In rendering this opinion, we have examined and relied on copies of the following documents, each in the form provided to us:
(1) the Certificate of Trust of the Trust as filed in the Office of the Secretary of State of the State of Delaware (the State Office) on April 11, 2012 (under the name Compass EMP Funds Trust), as amended by the Certificate of Amendment thereto as filed in the State Office on October 22, 2015 (reflecting a change in its name to Victory Portfolios II) (as so amended, the Certificate);
(2) the Agreement and Declaration of Trust of the Trust dated as of April 12, 2012, as amended on February 21, 2013 (as so amended, the Initial Governing Instrument);
(3) the Governing Instrument;
(4) the Bylaws of the Trust, amended and restated as of May 1, 2015;
(5) certain resolutions of the Trustees of the Trust including resolutions dated July 12, 2012 and August 19, 2015 relating to the establishment of the Funds and the Classes thereof (such terms used as defined below), the adoption of the Governing Instrument and the change in the name of (a) Compass EMP U.S. 500 Volatility Weighted Fund to Victory CEMP US 500 Volatility Wtd Index Fund, (b) Compass EMP U.S. 500 Enhanced Volatility Weighted Fund to Victory CEMP US 500 Enhanced Volatility Wtd Index Fund and (c) the Trust from Compass EMP Funds Trust to Victory Portfolios II (collectively, the Resolutions and, together with the Governing Instrument and Bylaws of the Trust, the Governing Documents);
(6) the Registration Statement on Form N-1A of the Trust as filed with the Securities and Exchange Commission (the Commission) on May 4, 2012;
(7) a certification of good standing of the Trust obtained as of a recent date from the State Office; and
(8) a Certificate of the Secretary of the Trust dated on or about the date hereof certifying as to the Governing Instrument and the due adoption of the Resolutions referenced above.
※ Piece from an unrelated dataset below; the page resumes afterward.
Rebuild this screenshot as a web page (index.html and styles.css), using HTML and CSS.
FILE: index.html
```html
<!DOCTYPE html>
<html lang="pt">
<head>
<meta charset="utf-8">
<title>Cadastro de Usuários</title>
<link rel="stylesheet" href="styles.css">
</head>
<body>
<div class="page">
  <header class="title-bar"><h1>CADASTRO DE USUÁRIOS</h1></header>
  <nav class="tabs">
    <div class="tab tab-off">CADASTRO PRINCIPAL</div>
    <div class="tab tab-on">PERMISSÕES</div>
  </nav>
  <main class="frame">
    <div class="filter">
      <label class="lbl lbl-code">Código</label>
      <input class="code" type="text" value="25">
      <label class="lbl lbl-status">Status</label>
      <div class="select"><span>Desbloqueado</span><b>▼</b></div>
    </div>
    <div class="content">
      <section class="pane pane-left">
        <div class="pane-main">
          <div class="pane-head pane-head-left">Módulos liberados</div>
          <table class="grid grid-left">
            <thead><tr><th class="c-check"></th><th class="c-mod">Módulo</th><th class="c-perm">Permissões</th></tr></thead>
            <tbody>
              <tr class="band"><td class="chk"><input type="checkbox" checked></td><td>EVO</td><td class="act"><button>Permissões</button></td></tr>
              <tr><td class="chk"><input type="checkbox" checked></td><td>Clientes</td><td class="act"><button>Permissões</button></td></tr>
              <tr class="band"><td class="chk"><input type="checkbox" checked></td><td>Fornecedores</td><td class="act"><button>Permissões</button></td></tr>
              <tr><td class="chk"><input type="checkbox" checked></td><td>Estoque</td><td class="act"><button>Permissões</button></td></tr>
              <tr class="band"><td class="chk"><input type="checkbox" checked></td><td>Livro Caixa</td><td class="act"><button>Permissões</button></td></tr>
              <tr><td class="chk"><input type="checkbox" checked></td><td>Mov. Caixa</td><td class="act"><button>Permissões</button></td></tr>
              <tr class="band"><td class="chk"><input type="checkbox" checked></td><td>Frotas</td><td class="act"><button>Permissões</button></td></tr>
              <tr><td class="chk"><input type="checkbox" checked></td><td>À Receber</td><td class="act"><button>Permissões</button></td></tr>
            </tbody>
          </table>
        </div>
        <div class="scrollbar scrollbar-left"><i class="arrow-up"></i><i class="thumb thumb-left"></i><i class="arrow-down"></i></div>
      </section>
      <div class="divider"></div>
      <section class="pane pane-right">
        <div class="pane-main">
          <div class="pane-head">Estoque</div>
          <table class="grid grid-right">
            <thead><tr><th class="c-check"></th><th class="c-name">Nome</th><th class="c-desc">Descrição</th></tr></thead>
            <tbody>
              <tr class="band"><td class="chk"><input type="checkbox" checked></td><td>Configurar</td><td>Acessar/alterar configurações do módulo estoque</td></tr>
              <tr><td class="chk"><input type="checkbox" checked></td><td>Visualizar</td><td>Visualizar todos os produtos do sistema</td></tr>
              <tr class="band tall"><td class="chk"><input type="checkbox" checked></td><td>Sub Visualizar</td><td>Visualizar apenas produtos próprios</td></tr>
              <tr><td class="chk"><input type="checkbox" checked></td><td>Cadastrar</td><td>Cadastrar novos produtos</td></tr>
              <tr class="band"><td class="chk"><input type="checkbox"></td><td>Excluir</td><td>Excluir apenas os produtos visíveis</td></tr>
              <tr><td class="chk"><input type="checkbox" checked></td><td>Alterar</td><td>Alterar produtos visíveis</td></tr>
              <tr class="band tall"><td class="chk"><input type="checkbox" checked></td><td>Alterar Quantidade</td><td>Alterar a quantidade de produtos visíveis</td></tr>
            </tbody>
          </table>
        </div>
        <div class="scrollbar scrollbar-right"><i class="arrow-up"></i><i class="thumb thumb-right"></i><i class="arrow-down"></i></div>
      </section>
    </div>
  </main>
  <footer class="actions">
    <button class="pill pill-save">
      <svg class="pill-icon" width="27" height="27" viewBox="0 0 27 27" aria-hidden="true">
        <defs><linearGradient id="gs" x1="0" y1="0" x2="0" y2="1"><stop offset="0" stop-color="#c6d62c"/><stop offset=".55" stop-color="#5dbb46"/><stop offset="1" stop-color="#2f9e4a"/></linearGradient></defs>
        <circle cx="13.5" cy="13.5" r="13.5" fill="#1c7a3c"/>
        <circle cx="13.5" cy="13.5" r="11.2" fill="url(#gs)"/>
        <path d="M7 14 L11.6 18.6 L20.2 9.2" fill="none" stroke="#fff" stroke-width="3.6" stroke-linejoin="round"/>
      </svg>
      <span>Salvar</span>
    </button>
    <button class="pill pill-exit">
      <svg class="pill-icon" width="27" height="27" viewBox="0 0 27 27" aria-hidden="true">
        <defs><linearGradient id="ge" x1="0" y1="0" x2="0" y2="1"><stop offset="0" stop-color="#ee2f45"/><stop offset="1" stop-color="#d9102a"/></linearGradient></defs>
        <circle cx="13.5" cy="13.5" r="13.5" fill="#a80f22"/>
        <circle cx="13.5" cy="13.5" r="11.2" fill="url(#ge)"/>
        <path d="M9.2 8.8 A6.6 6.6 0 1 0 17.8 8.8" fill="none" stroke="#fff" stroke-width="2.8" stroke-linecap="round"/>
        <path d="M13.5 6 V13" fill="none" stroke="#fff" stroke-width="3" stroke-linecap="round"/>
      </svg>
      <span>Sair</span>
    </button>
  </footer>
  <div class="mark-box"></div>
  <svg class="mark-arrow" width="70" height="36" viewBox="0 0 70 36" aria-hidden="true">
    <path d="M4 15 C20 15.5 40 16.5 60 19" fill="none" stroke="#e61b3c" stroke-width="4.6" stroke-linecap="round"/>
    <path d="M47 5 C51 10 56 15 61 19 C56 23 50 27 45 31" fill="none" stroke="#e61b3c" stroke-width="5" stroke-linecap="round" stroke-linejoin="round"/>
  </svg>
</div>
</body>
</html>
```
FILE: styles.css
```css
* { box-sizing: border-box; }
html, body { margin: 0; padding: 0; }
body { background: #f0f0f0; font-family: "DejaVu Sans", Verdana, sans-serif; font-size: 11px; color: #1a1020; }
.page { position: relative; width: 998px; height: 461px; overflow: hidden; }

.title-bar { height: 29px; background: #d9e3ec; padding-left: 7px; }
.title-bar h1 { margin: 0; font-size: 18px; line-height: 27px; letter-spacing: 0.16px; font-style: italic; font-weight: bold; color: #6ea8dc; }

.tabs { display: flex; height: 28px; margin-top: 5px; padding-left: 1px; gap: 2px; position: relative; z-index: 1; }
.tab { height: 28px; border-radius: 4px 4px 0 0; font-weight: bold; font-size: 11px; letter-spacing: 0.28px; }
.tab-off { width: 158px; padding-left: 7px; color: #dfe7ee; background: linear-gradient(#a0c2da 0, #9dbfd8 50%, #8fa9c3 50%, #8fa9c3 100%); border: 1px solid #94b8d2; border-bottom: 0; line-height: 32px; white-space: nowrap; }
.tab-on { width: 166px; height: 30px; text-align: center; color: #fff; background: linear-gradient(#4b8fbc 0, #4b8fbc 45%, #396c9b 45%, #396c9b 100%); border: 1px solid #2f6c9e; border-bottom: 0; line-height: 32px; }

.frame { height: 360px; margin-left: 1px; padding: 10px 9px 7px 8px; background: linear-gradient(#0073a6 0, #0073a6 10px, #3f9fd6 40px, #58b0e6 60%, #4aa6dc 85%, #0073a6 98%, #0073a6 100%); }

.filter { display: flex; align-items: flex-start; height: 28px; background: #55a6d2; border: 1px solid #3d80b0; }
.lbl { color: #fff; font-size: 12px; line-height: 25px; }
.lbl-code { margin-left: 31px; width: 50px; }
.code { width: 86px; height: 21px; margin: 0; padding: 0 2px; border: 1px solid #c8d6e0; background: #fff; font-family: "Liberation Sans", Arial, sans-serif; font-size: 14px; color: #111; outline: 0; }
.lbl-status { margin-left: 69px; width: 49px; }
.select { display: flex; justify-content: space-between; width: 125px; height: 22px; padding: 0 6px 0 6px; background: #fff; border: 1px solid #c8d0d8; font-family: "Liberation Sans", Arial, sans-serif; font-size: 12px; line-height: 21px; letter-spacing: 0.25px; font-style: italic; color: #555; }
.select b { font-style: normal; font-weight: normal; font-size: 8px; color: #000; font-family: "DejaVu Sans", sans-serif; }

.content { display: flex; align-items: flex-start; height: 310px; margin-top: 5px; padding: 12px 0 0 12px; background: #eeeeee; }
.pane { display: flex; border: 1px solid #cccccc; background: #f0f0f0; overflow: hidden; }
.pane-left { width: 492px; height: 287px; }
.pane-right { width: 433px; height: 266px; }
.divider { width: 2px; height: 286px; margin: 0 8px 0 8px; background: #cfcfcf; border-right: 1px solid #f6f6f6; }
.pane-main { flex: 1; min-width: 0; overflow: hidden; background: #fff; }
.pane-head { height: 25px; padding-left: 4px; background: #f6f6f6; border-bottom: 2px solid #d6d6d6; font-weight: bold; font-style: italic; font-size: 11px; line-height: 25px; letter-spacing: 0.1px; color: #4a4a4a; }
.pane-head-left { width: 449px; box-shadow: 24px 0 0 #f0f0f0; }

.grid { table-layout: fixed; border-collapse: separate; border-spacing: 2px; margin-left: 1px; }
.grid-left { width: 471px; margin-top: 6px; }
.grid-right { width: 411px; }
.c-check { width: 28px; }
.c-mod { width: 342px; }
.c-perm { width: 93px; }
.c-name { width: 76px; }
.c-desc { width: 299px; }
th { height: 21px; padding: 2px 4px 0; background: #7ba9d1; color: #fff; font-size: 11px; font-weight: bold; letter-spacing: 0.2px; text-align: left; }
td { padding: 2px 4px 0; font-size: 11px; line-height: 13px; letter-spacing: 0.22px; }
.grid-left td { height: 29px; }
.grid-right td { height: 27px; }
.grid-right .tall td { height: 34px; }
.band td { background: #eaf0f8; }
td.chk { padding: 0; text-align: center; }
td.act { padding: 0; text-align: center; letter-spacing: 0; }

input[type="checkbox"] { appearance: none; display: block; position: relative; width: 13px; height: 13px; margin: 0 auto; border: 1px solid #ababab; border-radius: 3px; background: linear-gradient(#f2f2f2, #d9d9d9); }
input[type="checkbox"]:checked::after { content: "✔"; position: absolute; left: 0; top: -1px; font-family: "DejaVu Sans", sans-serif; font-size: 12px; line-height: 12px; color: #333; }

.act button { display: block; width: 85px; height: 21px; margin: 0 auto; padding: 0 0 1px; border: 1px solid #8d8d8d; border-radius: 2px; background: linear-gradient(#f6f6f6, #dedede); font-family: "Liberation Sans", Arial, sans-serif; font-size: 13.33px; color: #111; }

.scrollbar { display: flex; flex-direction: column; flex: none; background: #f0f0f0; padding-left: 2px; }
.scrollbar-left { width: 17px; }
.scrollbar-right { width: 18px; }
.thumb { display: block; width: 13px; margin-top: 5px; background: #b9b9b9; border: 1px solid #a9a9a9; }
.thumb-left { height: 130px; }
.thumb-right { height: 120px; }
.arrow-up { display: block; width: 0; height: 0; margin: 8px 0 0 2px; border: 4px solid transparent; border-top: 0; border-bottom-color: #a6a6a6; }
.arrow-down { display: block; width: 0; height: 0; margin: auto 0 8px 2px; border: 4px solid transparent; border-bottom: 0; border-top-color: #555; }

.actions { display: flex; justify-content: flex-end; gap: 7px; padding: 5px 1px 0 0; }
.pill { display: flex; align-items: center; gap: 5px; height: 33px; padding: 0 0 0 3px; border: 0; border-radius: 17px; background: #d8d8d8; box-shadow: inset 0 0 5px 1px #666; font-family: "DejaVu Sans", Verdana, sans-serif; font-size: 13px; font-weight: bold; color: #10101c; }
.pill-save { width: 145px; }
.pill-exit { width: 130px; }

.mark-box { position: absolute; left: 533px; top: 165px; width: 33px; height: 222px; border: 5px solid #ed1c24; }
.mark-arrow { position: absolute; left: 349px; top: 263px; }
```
In such examinations, we have assumed the genuineness of all signatures, the conformity to original documents of all documents submitted to us as copies or drafts of documents to be executed, and the legal capacity of natural persons to complete the execution of documents. We have further assumed for purposes of this opinion:
(i) the due adoption, authorization, execution and delivery, as applicable, by or on behalf of each of the parties thereto of the above-referenced agreements, instruments, certificates and other documents (including the Resolutions), and of all documents contemplated by the Governing Documents to be executed by investors desiring to become Shareholders;
(ii) the payment of consideration for Shares, and the application of such consideration, as provided in the Governing Documents and compliance with all other terms, conditions and restrictions set forth in the Governing Documents in connection with the issuance of Shares;
(iii) that appropriate notation of the names and addresses of, the number of Shares held by, and the consideration paid by, Shareholders will be maintained in the appropriate registers and other books and records of the Trust in connection with the issuance or transfer of Shares;
(iv) that no event has occurred that would cause a termination or dissolution of the Trust under Sections 2 or 4 of Article IX of the Initial Governing Instrument or the Governing Instrument, as applicable;
(v) that no event has occurred that would cause a termination or dissolution of the Funds under Section 6 of Article III or Sections 2 or 4 of Article IX of the Initial Governing Instrument or the Governing Instrument, as applicable;
(vi) that the activities of the Trust have been and will be conducted in accordance with the terms of the Initial Governing Instrument or the Governing Instrument, as applicable, and the Delaware Statutory Trust Act, 12 Del . C . §§ 3801 et seq .;
(vii) that the name of Compass EMP U.S. Large Cap 500 Volatility Weighted Fund was duly changed to Compass EMP U.S. 500 Volatility Weighted Fund in accordance with the provisions of the Initial Governing Instrument;
(viii) that the name of Compass EMP U.S. Equity Hedged Volatility Weighted Fund was duly changed to Compass EMP U.S. 500 Enhanced Volatility Weighted Fund in accordance with the provisions of the Initial Governing Instrument;
(ix) that the Trust became, prior to or within 180 days following the first issuance of beneficial interests therein, a registered investment company under the Investment Company Act of 1940, as amended; and
(x) that each of the documents examined by us is in full force and effect and has not been amended, supplemented or otherwise modified, except as herein referenced.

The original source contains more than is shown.